Instruction: Return all lines with the word "React" in them.
--- START OF Listed records ---
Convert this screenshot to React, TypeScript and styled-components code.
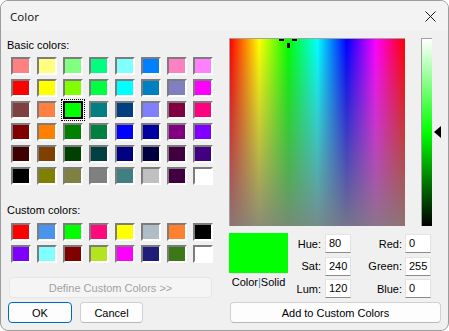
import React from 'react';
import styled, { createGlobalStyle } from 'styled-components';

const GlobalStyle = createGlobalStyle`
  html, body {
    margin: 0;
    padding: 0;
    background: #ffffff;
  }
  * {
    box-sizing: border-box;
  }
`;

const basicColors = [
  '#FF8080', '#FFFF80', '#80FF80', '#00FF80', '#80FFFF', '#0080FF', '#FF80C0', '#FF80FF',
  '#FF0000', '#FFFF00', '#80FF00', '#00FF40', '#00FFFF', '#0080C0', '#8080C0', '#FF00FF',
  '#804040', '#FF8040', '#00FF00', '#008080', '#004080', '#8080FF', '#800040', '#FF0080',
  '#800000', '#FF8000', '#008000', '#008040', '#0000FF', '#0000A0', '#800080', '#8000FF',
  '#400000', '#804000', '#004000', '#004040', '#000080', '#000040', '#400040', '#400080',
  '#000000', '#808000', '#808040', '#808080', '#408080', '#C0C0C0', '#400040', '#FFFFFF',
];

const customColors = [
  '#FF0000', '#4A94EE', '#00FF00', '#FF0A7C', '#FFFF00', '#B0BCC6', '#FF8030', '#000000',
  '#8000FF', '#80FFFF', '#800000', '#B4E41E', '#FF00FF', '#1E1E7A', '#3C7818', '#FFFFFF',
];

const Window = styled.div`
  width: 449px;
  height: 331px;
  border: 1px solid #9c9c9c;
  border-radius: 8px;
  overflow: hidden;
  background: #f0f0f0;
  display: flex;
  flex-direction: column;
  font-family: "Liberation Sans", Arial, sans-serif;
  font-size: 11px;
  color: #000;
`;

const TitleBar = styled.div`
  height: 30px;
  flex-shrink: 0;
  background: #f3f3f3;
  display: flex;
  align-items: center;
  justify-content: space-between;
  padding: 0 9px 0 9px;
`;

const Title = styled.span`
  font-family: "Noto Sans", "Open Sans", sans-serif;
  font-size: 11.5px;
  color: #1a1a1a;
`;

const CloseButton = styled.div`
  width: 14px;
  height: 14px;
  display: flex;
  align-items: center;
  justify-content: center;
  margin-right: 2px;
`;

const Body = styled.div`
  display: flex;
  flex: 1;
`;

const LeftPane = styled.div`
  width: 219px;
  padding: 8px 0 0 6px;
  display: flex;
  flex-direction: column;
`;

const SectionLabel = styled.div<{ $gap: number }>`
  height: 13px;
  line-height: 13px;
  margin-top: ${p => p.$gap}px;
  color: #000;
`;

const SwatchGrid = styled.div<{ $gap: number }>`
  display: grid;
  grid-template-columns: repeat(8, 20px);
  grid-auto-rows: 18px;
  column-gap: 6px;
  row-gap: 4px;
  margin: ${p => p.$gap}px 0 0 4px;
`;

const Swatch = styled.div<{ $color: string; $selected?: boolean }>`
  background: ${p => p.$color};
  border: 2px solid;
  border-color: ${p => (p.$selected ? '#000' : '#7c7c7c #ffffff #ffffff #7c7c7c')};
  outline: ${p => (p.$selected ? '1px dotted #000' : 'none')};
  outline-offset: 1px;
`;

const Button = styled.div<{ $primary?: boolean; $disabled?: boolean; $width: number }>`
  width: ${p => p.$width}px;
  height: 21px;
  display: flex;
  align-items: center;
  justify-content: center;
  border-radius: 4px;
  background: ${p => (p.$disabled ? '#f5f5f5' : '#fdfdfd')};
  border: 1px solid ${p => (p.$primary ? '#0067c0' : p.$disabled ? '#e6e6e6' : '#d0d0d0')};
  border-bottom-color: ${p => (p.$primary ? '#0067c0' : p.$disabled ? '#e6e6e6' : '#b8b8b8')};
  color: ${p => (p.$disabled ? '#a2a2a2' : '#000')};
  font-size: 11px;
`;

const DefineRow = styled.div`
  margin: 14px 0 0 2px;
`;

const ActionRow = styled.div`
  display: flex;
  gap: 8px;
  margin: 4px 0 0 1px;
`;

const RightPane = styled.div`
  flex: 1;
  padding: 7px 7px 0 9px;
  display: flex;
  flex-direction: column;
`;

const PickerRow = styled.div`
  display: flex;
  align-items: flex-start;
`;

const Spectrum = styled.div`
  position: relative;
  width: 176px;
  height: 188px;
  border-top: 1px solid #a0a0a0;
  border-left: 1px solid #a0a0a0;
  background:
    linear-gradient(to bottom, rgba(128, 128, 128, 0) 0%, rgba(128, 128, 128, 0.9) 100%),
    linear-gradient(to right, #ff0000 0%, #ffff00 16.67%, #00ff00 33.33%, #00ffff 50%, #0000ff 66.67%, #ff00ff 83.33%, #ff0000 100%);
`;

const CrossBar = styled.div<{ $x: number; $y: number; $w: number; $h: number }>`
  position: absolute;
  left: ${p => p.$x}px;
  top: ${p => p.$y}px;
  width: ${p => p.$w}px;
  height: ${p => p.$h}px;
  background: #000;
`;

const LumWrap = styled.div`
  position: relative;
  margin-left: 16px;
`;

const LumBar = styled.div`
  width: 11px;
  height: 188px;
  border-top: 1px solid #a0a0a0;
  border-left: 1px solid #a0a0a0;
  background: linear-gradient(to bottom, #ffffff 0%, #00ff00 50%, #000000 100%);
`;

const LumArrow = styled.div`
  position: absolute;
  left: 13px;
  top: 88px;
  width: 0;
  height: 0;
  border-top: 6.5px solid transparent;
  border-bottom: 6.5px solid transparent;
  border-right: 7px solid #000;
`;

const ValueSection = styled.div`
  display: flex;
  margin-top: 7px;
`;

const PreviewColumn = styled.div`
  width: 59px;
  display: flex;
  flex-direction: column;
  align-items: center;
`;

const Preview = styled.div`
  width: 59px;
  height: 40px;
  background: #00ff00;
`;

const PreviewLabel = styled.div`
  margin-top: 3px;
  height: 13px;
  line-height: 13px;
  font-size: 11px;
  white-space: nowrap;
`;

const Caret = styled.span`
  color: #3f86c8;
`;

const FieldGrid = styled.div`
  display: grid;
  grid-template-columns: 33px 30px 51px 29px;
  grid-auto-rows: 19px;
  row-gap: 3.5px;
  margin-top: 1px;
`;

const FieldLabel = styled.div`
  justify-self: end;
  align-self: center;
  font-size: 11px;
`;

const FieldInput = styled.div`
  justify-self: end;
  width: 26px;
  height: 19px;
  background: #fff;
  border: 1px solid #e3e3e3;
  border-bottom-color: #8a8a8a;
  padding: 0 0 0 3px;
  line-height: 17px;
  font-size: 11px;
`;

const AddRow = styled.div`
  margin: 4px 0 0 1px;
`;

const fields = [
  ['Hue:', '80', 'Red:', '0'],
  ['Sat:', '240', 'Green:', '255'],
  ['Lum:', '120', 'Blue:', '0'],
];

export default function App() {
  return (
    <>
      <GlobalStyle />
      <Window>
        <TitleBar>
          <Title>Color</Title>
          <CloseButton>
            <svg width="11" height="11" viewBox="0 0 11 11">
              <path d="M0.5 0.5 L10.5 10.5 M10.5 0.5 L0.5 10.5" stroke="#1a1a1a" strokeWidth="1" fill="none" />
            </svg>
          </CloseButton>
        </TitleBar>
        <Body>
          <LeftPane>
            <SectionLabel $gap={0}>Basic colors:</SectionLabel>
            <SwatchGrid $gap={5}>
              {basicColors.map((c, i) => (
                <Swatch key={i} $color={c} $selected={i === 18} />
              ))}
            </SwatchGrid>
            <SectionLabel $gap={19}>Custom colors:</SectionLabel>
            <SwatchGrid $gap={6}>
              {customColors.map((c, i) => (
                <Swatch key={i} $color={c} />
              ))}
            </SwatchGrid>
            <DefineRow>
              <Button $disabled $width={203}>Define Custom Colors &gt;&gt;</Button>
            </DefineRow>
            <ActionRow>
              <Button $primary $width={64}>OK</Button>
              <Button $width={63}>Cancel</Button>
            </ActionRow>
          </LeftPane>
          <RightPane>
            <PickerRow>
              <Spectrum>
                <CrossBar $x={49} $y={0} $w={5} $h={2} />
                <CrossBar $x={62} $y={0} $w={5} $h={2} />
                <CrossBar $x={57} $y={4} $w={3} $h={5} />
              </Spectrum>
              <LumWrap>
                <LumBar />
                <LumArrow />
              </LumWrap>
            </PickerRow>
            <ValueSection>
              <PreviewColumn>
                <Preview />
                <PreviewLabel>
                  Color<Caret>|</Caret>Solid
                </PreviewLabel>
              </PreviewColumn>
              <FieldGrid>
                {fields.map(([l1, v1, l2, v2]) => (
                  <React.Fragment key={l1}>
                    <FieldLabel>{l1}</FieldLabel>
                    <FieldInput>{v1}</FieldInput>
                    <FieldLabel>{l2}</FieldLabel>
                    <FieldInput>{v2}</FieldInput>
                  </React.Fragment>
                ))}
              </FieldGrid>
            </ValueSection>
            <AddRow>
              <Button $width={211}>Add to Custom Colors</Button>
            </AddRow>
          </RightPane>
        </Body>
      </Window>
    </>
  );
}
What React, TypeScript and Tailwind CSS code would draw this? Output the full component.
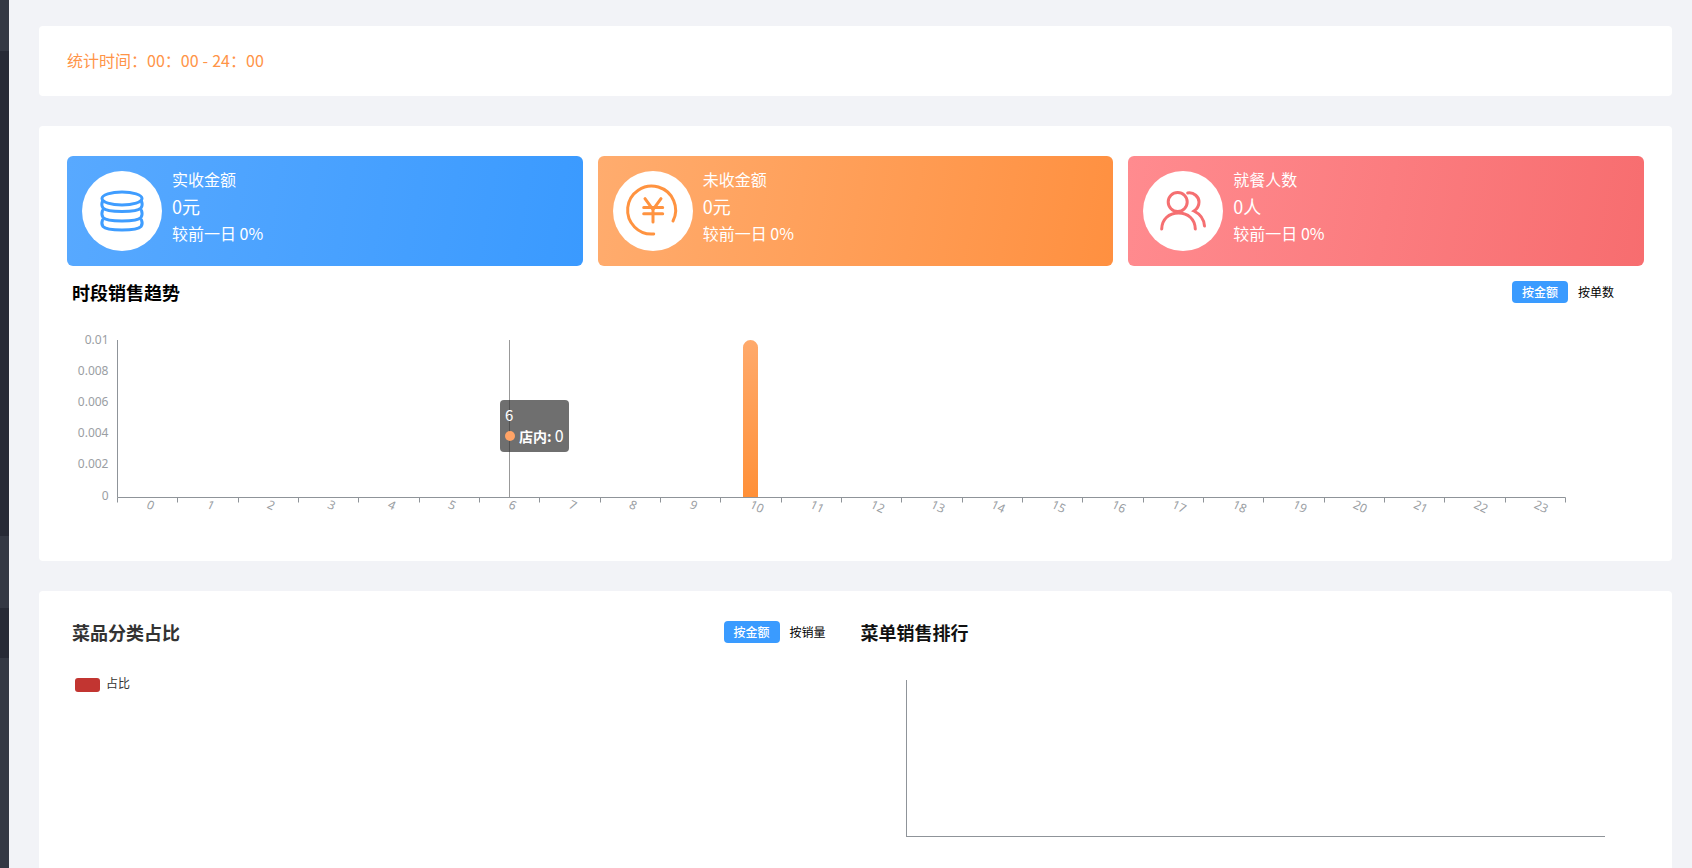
--- END OF Listed records ---
Written answer:
Convert this screenshot to React, TypeScript and styled-components code.
import React from 'react';
                  <React.Fragment key={l1}>
                  </React.Fragment>
What React, TypeScript and Tailwind CSS code would draw this? Output the full component.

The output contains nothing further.